» **Prompt**
Your answer should be only a number: how many lines include the word "component".

» **Data entries**
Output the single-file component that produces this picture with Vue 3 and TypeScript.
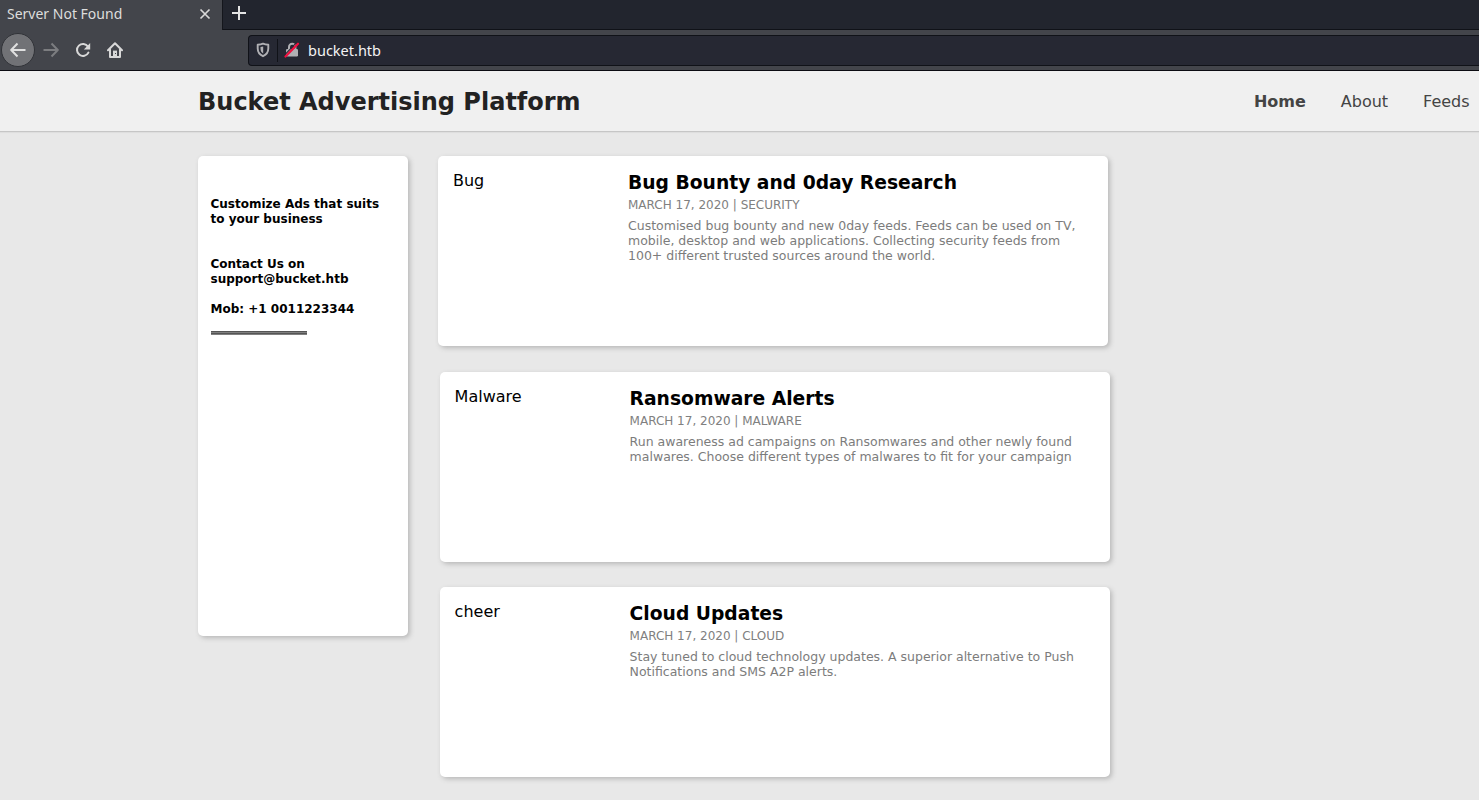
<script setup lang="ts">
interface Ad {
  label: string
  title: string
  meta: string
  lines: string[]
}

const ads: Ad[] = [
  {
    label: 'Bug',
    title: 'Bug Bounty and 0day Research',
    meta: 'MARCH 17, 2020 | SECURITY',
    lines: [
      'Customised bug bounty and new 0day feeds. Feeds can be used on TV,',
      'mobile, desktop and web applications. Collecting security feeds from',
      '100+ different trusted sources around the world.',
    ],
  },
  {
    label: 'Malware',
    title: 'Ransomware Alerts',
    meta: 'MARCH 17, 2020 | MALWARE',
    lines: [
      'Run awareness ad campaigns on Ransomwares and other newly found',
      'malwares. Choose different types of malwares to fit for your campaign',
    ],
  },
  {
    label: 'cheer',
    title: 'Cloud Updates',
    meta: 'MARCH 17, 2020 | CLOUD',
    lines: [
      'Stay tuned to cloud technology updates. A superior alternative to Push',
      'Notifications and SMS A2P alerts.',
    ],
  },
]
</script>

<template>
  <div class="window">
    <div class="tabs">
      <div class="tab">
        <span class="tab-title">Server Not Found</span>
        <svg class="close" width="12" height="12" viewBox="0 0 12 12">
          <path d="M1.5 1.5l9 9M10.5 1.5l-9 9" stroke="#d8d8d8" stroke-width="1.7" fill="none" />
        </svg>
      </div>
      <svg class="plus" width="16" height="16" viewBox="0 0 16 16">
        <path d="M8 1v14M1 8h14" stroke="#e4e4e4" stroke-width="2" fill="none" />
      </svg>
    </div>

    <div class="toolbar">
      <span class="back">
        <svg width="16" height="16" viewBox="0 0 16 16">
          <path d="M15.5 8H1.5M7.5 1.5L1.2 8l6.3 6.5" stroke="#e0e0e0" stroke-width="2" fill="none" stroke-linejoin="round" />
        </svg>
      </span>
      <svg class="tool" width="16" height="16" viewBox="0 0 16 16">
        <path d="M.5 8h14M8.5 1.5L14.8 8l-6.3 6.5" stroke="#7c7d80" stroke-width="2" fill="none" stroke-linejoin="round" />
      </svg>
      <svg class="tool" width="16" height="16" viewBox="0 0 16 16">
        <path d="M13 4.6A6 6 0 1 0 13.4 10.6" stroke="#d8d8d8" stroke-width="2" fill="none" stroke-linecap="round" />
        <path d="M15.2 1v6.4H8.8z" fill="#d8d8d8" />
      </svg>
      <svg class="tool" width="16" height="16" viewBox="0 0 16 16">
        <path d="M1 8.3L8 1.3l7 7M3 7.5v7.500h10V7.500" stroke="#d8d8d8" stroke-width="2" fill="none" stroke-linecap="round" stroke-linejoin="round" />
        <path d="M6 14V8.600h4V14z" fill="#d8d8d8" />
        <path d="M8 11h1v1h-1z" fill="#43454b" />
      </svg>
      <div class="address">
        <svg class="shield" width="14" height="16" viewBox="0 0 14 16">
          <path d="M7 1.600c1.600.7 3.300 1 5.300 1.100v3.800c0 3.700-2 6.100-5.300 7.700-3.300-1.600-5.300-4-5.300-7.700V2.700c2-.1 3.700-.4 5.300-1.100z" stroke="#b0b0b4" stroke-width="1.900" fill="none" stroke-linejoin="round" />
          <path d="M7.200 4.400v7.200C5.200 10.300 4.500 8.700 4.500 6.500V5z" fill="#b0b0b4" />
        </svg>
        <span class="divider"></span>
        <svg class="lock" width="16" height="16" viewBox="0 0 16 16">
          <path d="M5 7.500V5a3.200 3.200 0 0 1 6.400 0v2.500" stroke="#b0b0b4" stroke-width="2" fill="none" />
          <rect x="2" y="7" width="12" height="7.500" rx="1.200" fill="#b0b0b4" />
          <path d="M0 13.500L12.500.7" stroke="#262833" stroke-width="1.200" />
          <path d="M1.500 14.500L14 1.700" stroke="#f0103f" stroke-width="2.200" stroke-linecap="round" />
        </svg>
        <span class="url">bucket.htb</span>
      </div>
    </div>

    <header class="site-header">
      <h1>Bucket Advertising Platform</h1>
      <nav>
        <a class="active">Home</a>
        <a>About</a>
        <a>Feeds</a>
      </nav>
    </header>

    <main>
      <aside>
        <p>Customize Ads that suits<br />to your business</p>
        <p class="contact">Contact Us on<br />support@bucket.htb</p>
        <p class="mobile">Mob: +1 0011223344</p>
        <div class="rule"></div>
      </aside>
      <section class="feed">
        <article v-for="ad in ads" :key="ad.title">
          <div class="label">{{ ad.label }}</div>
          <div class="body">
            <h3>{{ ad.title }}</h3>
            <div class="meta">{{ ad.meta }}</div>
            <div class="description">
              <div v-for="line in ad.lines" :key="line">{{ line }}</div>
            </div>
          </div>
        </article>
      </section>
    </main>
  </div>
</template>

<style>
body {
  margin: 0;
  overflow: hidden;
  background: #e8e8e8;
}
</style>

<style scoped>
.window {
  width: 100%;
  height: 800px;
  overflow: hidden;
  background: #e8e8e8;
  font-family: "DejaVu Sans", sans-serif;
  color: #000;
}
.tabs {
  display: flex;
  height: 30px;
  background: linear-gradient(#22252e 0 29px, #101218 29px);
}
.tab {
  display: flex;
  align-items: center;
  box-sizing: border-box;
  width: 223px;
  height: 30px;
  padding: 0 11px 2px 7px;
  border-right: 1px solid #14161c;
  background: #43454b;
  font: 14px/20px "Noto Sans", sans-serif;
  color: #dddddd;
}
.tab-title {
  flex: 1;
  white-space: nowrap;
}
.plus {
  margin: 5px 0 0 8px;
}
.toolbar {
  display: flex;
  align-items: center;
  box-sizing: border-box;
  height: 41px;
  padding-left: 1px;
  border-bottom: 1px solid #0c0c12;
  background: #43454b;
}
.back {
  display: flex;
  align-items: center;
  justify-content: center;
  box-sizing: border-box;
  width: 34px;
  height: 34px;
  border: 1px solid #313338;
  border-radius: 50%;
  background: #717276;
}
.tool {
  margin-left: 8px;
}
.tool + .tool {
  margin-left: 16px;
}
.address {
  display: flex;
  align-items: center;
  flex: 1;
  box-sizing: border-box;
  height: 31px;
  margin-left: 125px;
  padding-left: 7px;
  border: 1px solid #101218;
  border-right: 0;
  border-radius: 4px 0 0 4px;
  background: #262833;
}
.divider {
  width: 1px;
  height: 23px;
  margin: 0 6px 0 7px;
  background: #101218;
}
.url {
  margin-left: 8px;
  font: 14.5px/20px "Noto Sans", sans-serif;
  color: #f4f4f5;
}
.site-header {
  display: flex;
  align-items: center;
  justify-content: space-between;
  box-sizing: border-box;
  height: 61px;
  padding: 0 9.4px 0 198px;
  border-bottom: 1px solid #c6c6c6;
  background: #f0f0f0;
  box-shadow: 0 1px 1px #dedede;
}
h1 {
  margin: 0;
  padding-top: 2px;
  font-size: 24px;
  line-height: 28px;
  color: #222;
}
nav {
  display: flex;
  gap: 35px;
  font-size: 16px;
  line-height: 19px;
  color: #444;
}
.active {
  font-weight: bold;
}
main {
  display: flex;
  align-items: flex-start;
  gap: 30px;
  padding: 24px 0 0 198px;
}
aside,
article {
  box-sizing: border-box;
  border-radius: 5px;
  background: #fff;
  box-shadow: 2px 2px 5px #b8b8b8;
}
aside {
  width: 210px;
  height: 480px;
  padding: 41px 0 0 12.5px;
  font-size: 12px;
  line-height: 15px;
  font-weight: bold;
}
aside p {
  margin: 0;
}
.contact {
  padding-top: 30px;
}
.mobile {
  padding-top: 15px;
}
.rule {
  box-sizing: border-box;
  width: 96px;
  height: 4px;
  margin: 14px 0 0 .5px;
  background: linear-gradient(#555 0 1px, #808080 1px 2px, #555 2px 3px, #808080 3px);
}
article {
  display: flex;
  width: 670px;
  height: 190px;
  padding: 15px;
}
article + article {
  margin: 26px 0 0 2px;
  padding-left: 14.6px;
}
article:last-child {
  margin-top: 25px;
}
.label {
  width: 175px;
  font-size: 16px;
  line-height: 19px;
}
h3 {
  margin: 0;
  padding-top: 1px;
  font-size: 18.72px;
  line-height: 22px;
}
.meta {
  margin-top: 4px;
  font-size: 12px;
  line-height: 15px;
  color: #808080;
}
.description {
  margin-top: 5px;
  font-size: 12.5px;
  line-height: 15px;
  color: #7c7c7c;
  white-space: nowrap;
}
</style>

* * *

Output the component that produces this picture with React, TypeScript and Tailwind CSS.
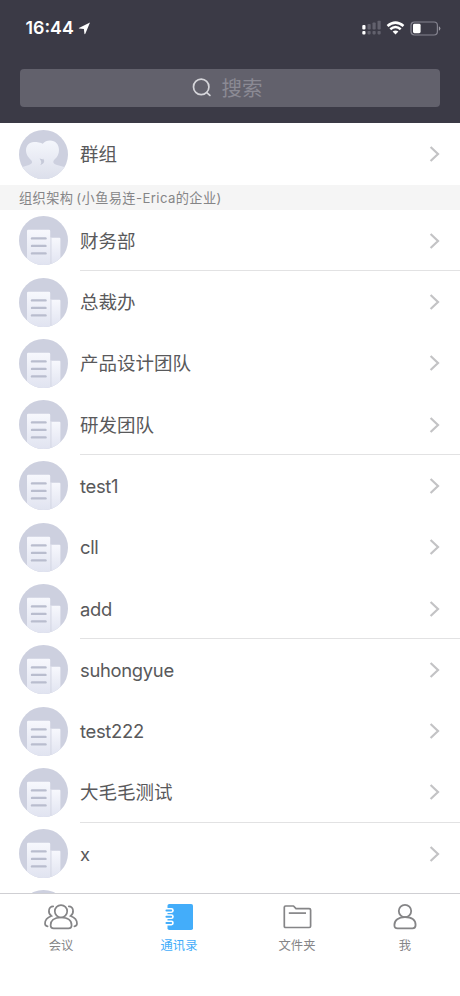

» **Result of the task**
2